The right hon. Lady appears to be saying that, if a constable forms the view that people have contributed to violence and disorder in the past and that there are reasonable grounds for believing that they will contribute to violence and disorder at a football match, those people must be taken to a magistrate who will issue a warrant to get them into court. I hope that she will consider--

The Second Deputy Chairman of Ways and Means (Mr. Michael Lord): Order. I remind the Home Secretary that he is making an intervention.

Mr. Straw: The right hon. Lady's proposal would mean that magistrates would have to be on hand day and night wherever the power was exercisable. That would simply not be practicable.I see that the right hon. and learned Member for North-East Bedfordshire (Sir N. Lyell), the former Attorney-General, is nodding, so I think my point about practicality is accepted.

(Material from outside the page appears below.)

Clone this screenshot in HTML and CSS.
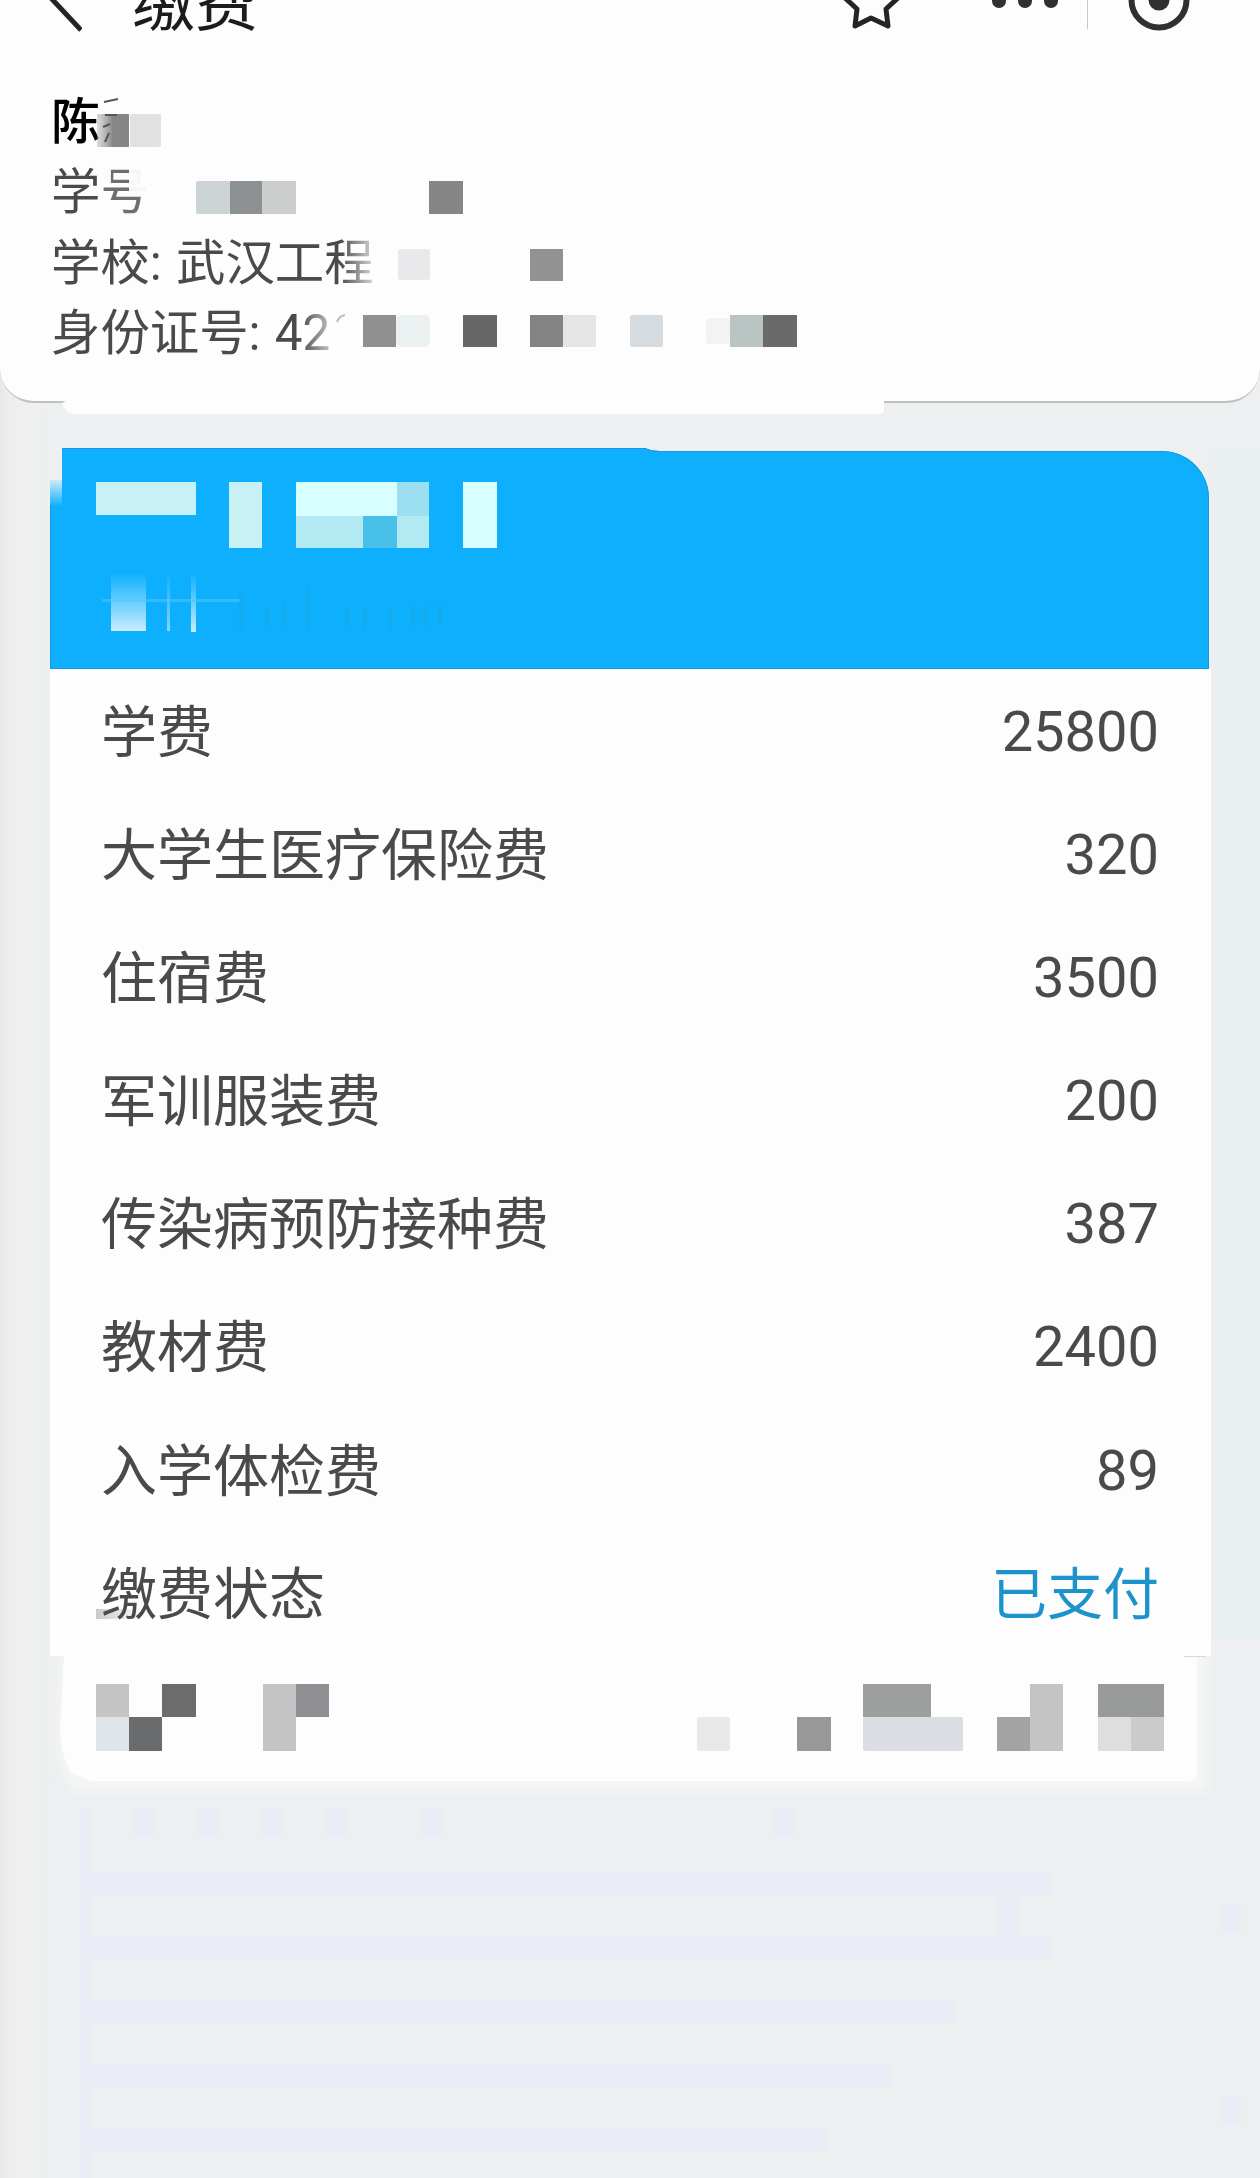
FILE: index.html
```html
<!DOCTYPE html>
<html lang="zh-CN">
<head>
<meta charset="utf-8">
<title>缴费</title>
<link rel="stylesheet" href="styles.css">
</head>
<body>
<main class="page">
  <section class="profile">
    <header class="navbar">
      <svg class="back" width="40" height="40" viewBox="0 0 40 40"><path d="M8-3 39 30" /></svg>
      <h1 class="title">缴费</h1>
      <svg class="actions" width="360" height="40" viewBox="0 0 360 40">
        <path class="line" d="M4-3 17 9 15 26 31 18 48 26 46 9 59-3" />
        <g class="solid"><circle cx="159" cy="1" r="7" /><circle cx="185" cy="1" r="7" /><circle cx="211" cy="1" r="7" /><circle cx="319" cy="0" r="10.5" /></g>
        <path class="divider" d="M247.500 0V29" />
        <circle class="ring" cx="319" cy="0" r="27.500" />
      </svg>
    </header>
    <div class="student">
      <p class="name">陈</p>
      <p>学号</p>
      <p>学校: 武汉工程</p>
      <p>身份证号: 42</p>
    </div>
    <svg class="mask" width="1260" height="420" viewBox="0 0 1260 420">
      <defs>
        <linearGradient id="fade"><stop offset="0" stop-color="#fdfdfd" stop-opacity="0" /><stop offset="1" stop-color="#fdfdfd" /></linearGradient>
        <linearGradient id="grey"><stop offset="0" stop-color="#b8b8b8" stop-opacity=".5" /><stop offset=".5" stop-color="#868686" /></linearGradient>
      </defs>
      <rect x="97" y="114" width="32" height="33" fill="url(#grey)" />
      <rect x="130" y="114" width="31" height="33" rx="2" fill="#e1e1e1" />
      <path d="M104 102 118 99M105 115H117M103 127 110 124M109 133 105 142" stroke="#555" stroke-width="2" fill="none" />
      <rect x="103" y="165" width="8" height="18" fill="#fdfdfd" opacity=".9" />
      <rect x="129" y="165" width="24" height="31" fill="#fdfdfd" opacity=".95" />
      <rect x="102" y="165" width="48" height="50" fill="#fdfdfd" opacity=".2" />
      <rect x="196" y="181" width="34" height="33" rx="2" fill="#cdd4d6" />
      <rect x="230" y="181" width="32" height="33" fill="#8d9194" />
      <rect x="262" y="181" width="34" height="33" fill="#cbcecd" />
      <rect x="429" y="181" width="34" height="33" fill="#868686" />
      <rect x="340" y="235" width="43" height="53" fill="url(#fade)" />
      <rect x="398" y="249" width="32" height="31" rx="3" fill="#e9e9eb" />
      <rect x="530" y="249" width="33" height="32" fill="#929292" />
      <rect x="300" y="308" width="46" height="44" fill="url(#fade)" />
      <path d="M337 322q2-6 8-7" stroke="#bbb" stroke-width="2" fill="none" />
      <rect x="363" y="315" width="33" height="32" fill="#909090" />
      <rect x="396" y="315" width="34" height="32" rx="5" fill="#ebf1f0" />
      <rect x="463" y="315" width="34" height="32" fill="#666" />
      <rect x="530" y="315" width="33" height="32" fill="#838383" />
      <rect x="563" y="315" width="33" height="32" rx="2" fill="#e5e5e5" />
      <rect x="630" y="315" width="33" height="32" rx="2" fill="#d6dbdf" />
      <rect x="706" y="318" width="24" height="26" rx="4" fill="#f4f3f4" />
      <rect x="730" y="315" width="33" height="32" fill="#bac4c2" />
      <rect x="763" y="315" width="34" height="32" fill="#6a6a6a" />
      <path d="M66 401H884V410Q884 414 878 414H72Q66 414 62 403Z" fill="#fdfdfd" />
    </svg>
  </section>

  <section class="card">
    <svg class="banner" width="1160" height="222" viewBox="0 0 1160 222">
      <defs>
        <linearGradient id="rise" x2="0" y2="1"><stop offset="0" stop-color="#bfeaff" stop-opacity="0" /><stop offset="1" stop-color="#c8edff" /></linearGradient>
        <linearGradient id="edge" x2="0" y2="1"><stop offset="0" stop-color="#cdeaf5" /><stop offset="1" stop-color="#10b0ff" /></linearGradient>
      </defs>
      <path d="M0 35H12V0H595Q601 3 610 3H1112A47 47 0 0 1 1159 50V221H0Z" fill="#0eb0fe" />
      <path d="M12 .5H595Q601 3.500 610 3.500H1112A46.500 46.500 0 0 1 1158.500 50V220.500H.5V45" fill="none" stroke="#1a97dc" />
      <rect x="0" y="32" width="12" height="26" fill="url(#edge)" />
      <g fill="#c8f1f5">
        <rect x="46" y="34" width="100" height="33" />
        <rect x="179" y="34" width="33" height="66" />
        <rect x="246" y="34" width="133" height="66" fill="#b3e9f2" />
        <rect x="246" y="34" width="101" height="34" fill="#d8ffff" />
        <rect x="347" y="34" width="32" height="34" fill="#9bdff0" />
        <rect x="313" y="68" width="34" height="32" fill="#49c0ea" />
        <rect x="413" y="34" width="34" height="66" fill="#d8ffff" />
      </g>
      <rect x="61" y="125" width="35" height="58" fill="url(#rise)" />
      <rect x="117" y="125" width="3" height="58" fill="url(#rise)" opacity=".65" />
      <rect x="141" y="125" width="5" height="59" fill="url(#rise)" />
      <path d="M52 152.500H190" stroke="#57c8fa" stroke-width="3" opacity=".5" />
      <path d="M191 145v38M217 160v20M234 155v22M258 140v42M297 160v20M315 160v22M340 160v22M363 158v20M375 158v20M390 157v18" stroke="#1ba6da" stroke-width="4" opacity=".45" />
    </svg>
    <dl class="fees">
      <div class="fee"><dt>学费</dt><dd>25800</dd></div>
      <div class="fee"><dt>大学生医疗保险费</dt><dd>320</dd></div>
      <div class="fee"><dt>住宿费</dt><dd>3500</dd></div>
      <div class="fee"><dt>军训服装费</dt><dd>200</dd></div>
      <div class="fee"><dt>传染病预防接种费</dt><dd>387</dd></div>
      <div class="fee"><dt>教材费</dt><dd>2400</dd></div>
      <div class="fee"><dt>入学体检费</dt><dd>89</dd></div>
      <div class="fee"><dt class="smudge">缴费状态</dt><dd class="paid">已支付</dd></div>
    </dl>
  </section>

  <svg class="time" width="1260" height="522" viewBox="0 1656 1260 522">
    <defs><filter id="soft" x="-5%" y="-20%" width="110%" height="140%"><feGaussianBlur stdDeviation="4" /></filter></defs>
    <path d="M60 1640H1207V1792H75Q60 1780 58 1740Z" fill="#f4f6f6" filter="url(#soft)" />
    <path d="M50 1656H1197V1774Q1195 1781 1188 1781H92L72 1773Q62 1758 60 1735L64 1656Z" fill="#fdfdfd" />
    <path d="M1184 1656.500H1206" stroke="#d5d8d8" />
    <g fill="#c4c4c4">
      <rect x="96" y="1684" width="33" height="33" />
      <rect x="96" y="1717" width="33" height="34" fill="#dfe4e9" />
      <rect x="129" y="1717" width="33" height="34" fill="#6a6b6c" />
      <rect x="162" y="1684" width="34" height="33" fill="#6c6c6c" />
      <rect x="263" y="1684" width="33" height="67" />
      <rect x="296" y="1684" width="33" height="33" fill="#8f8f93" />
      <rect x="697" y="1717" width="33" height="34" rx="3" fill="#e8e8e9" />
      <rect x="797" y="1717" width="34" height="34" fill="#989898" />
      <rect x="863" y="1684" width="68" height="33" fill="#9d9e9e" />
      <rect x="863" y="1717" width="100" height="34" rx="2" fill="#dadde1" />
      <rect x="997" y="1717" width="33" height="34" fill="#a3a3a3" />
      <rect x="1030" y="1684" width="33" height="67" />
      <rect x="1098" y="1684" width="66" height="33" fill="#989b9a" />
      <rect x="1098" y="1717" width="33" height="34" fill="#dedede" />
      <rect x="1131" y="1717" width="33" height="34" fill="#cbcbcb" />
    </g>
    <g fill="#ebecf5">
      <rect x="80" y="1808" width="11" height="370" />
      <rect x="133" y="1808" width="22" height="28" /><rect x="197" y="1808" width="22" height="28" />
      <rect x="261" y="1808" width="22" height="28" /><rect x="325" y="1808" width="22" height="28" />
      <rect x="421" y="1808" width="22" height="28" /><rect x="773" y="1808" width="22" height="28" />
      <rect x="91" y="1872" width="959" height="24" /><rect x="91" y="1936" width="959" height="24" />
      <rect x="998" y="1896" width="22" height="40" />
      <rect x="91" y="2000" width="864" height="24" /><rect x="91" y="2064" width="800" height="24" />
      <rect x="91" y="2128" width="738" height="24" />
      <rect x="1221" y="1904" width="20" height="28" /><rect x="1221" y="2096" width="20" height="28" />
    </g>
  </svg>
</main>
</body>
</html>
```
FILE: styles.css
```css
* { box-sizing: border-box; }

body {
  margin: 0;
  background: #edeff0;
  color: #4a4a4a;
  font-family: Roboto, "Noto Sans CJK SC", sans-serif;
}

.page {
  display: flex;
  flex-direction: column;
  width: 1260px;
  height: 2178px;
  overflow: hidden;
  background:
    linear-gradient(90deg, #e9e9e9 0, #efefef 10px, #efefef 26px, rgba(237, 240, 239, 0) 50px),
    linear-gradient(90deg, transparent 1209px, #e9f1f0 1225px) 0 450px / 100% 1190px no-repeat,
    #edeff0;
}

.profile {
  position: relative;
  flex: none;
  height: 403px;
  background: #fdfdfd;
  border-bottom: 2px solid #bfc1c1;
  border-radius: 0 0 34px 34px;
}

.navbar {
  display: flex;
  height: 87px;
  padding-left: 42px;
  overflow: hidden;
}

.back, .actions { flex: none; fill: none; stroke: #242424; stroke-width: 5; }
.title {
  width: 710px;
  margin: -36px 0 0 50px;
  color: #1c1c1c;
  font-size: 63px;
  font-weight: 400;
  line-height: 80px;
}
.actions { margin-left: -2px; stroke-linejoin: round; }
.solid { fill: #303030; stroke: none; }
.ring { stroke: #303030; stroke-width: 6; }
.divider { stroke: #c8c8c8; stroke-width: 1; }

.student {
  padding-left: 51px;
  font-size: 49.400px;
  line-height: 70.300px;
  word-spacing: 2px;
}
.student p { margin: 0; }
.student .name { color: #000; font-weight: 500; }

.mask { position: absolute; left: 0; top: 0; }

.card {
  flex: none;
  width: 1161px;
  height: 1208px;
  margin: 45px 0 0 50px;
  background: linear-gradient(#fdfdfd, #fdfdfd) 0 221px / 100% 100% no-repeat;
}
.banner { display: block; }

.fees { margin: 0; padding: 0 52px 0 51px; }
.fee {
  display: flex;
  justify-content: space-between;
  height: 123.100px;
  font-size: 56px;
  line-height: 124px;
}
.fee dt { padding-top: 1px; }
.fee dd { margin: 0; }
.fee .paid { padding-top: 1px; color: #1c93cb; }
.smudge {
  margin-left: -5px;
  padding-left: 5px;
  background: linear-gradient(90deg, #c9c9c9, #fdfdfd) 0 77px / 46px 10px no-repeat;
}

.time { display: block; flex: none; }
```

Miss Widdecombe: I do not agree. What is impracticable about having a stipendiary magistrate on duty? If there were a real will to safeguard the rights of innocent citizens, there would be a much greater will to involve the courts and judicial processes at all stages. Therefore, I still intend to press amendment No. 9 to a Division. By the end of the debate, the Home Secretary may have thought up some even more impressive arguments, but at the moment I cannot believe that the amendment is impracticable.

8.15 pm

Sir Nicholas Lyell: I nodded at the Home Secretary because he was raising a practical problem, but my right hon. Friend is right to raise this issue. Enormous practical problems will arise from the Bill. A person can be under arrest for up to six hours, but what happens if he walks off before being called before the court?